SUBPOENAS ISSUED by the State Investigation Commission bring to light a probe into charges that some Lackawanna city employees, several of them firefighters, abused the state pension system by illegally hiring substitutes to fill in for them when they were themselves working at other, second-front jobs.

If true, that would violate the law and could result in financial as well as other legal consequences for the employees and, perhaps, the city government, which certifies the payrolls.

Lackawanna officials say they are complying with the subpoenas and have corrected the alleged abuses.

Last August, John J. Baran, the Steel City's fire chief, warned firefighters that he had learned that some of them had paid substitutes to work in their place and had falsely reported for state pension purposes that they were working full time.

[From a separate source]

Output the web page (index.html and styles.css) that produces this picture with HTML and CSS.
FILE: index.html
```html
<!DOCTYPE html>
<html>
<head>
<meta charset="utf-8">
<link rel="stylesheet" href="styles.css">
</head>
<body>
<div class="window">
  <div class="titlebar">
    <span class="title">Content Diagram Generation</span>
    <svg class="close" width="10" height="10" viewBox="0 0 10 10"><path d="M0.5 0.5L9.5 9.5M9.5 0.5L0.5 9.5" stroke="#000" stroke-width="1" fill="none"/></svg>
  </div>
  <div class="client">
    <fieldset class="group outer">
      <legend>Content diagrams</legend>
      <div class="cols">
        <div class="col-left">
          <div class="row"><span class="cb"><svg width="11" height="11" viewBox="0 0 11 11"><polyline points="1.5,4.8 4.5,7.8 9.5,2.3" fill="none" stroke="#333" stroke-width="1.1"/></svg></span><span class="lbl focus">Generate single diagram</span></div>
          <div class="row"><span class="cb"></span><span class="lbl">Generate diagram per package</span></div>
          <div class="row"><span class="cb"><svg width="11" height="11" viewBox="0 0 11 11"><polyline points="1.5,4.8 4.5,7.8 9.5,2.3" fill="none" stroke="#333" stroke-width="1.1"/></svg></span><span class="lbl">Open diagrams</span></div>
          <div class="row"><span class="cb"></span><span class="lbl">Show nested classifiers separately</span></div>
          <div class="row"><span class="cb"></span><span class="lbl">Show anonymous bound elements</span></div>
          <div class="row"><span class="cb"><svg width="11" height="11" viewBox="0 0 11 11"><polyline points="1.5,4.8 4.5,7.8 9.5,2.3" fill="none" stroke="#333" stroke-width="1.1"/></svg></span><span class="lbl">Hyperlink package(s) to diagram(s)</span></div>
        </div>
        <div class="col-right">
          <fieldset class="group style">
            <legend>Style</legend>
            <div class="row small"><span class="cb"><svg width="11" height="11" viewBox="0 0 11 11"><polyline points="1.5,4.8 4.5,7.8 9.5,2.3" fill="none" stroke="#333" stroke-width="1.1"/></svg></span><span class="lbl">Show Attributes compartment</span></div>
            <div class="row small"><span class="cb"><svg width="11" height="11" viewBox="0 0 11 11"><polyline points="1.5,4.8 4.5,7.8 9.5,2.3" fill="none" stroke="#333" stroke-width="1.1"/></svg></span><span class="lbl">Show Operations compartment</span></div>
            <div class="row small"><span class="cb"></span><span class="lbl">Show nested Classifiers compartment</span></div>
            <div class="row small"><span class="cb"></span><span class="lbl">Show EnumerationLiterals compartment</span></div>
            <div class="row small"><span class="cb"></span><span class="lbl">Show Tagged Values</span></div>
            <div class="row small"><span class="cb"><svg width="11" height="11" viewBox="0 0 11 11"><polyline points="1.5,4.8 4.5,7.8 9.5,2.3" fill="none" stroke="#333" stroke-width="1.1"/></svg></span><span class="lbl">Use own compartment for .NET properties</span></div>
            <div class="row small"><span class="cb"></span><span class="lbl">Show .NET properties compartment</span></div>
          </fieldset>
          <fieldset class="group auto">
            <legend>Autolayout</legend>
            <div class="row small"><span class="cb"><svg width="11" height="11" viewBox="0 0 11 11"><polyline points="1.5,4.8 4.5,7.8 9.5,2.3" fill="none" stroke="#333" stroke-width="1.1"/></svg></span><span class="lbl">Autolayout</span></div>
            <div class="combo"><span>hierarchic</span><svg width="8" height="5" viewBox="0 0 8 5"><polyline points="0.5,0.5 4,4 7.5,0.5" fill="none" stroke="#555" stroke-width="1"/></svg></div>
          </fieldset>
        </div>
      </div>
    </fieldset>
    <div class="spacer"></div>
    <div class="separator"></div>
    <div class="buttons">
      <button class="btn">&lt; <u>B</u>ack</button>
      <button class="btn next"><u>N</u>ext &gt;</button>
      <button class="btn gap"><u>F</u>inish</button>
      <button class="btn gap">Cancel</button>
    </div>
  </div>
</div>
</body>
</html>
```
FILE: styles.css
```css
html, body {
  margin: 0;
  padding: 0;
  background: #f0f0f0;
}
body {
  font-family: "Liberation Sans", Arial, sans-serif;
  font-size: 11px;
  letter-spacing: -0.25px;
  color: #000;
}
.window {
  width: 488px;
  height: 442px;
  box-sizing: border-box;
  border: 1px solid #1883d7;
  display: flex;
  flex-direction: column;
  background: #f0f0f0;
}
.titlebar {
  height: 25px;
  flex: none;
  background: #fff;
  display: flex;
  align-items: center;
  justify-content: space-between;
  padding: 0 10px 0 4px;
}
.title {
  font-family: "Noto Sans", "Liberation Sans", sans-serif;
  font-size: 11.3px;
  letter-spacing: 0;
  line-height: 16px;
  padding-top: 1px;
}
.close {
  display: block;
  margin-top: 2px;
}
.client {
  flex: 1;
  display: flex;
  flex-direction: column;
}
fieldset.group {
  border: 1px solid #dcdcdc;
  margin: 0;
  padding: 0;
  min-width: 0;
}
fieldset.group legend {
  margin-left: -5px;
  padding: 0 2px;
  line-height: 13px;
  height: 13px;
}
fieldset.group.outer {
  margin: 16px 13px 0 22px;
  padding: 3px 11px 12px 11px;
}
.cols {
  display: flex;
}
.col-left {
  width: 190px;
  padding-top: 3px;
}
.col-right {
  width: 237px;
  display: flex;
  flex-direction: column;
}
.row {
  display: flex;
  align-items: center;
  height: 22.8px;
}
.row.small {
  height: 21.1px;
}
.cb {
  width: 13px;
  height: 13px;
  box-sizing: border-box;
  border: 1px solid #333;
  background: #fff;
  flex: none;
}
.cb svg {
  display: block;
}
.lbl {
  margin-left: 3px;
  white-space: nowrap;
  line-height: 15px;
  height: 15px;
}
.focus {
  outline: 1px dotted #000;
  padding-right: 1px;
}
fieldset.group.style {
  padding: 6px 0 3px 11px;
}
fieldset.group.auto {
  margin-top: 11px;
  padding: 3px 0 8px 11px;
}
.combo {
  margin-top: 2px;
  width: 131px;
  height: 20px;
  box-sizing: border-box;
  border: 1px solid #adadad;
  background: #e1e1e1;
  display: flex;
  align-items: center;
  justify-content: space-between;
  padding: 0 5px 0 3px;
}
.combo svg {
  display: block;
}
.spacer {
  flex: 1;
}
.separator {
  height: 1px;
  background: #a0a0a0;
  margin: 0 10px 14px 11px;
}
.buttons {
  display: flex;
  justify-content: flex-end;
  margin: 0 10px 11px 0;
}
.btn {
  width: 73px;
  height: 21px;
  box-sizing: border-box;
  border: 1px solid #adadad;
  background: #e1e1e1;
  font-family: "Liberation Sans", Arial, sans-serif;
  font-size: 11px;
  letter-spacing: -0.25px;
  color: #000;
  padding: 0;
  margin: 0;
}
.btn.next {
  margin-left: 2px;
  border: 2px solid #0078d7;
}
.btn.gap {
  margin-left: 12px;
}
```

Baran ordered that the practice cease. "This is illegal and will not be tolerated any longer," his order said, clearly implying that it had indeed existed at some point in the past.

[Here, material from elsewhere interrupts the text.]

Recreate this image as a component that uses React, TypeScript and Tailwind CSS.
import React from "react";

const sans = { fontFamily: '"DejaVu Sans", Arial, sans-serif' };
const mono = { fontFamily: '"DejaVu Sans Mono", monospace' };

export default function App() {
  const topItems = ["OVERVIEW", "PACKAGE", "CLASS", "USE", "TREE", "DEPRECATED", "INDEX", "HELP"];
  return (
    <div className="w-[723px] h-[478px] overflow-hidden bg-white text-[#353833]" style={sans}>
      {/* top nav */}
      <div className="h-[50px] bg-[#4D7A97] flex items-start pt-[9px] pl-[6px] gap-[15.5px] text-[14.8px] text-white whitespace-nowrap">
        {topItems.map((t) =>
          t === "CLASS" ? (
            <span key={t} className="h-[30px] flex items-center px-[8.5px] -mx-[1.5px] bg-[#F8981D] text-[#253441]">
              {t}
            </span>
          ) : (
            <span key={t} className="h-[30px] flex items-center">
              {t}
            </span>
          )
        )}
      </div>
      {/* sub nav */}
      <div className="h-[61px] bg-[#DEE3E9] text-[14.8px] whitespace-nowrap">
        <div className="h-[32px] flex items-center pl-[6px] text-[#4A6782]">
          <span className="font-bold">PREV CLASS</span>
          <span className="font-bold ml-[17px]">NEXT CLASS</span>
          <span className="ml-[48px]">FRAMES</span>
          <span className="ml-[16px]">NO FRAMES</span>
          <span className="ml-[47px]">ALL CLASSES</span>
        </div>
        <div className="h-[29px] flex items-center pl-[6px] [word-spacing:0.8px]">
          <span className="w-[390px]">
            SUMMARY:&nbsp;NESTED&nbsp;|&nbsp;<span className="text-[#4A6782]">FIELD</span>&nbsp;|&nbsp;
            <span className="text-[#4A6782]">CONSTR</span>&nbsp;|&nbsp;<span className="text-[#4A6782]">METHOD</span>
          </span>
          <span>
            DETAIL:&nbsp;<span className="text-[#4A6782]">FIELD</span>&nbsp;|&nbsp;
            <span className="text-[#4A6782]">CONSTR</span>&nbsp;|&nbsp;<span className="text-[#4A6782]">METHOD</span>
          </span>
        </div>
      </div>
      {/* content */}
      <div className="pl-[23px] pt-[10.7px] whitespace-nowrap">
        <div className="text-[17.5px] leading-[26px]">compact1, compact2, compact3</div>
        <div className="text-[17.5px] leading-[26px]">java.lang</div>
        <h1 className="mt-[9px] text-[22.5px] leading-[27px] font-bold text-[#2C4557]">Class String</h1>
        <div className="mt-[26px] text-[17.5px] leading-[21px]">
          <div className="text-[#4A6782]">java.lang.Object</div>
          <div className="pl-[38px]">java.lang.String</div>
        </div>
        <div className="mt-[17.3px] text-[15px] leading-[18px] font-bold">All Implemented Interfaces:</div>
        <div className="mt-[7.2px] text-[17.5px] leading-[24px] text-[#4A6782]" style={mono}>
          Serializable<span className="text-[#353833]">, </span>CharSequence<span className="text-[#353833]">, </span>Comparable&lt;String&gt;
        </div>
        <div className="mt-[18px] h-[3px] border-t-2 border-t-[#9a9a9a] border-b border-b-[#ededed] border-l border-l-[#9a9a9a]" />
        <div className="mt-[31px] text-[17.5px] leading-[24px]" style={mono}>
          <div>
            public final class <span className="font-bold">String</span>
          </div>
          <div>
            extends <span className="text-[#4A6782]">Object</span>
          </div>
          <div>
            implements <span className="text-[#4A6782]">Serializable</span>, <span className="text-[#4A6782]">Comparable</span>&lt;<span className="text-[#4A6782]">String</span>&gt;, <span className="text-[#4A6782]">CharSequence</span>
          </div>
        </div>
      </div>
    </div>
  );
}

To the extent that such schemes exist, they cheat the pension system, since those who claim full pension benefits have not earned them.

Moreover, if a falsification of records for one full-time public job permits an employee to work in another public job, then the abuse is magnified, since total salaries are one factor in calculating benefits under the state pension system.

The pension system falls within the jurisdiction of State Comptroller Edward V. Regan. According to his office, in at least one prior instance, when part-time workers downstate falsely claimed full-time status for pension purposes, those pensions were adjusted.

Lackawanna taxpayers, who may have contributed to pensions inflated by phony work claims, have good reason to welcome the State Investigation Commission's probe.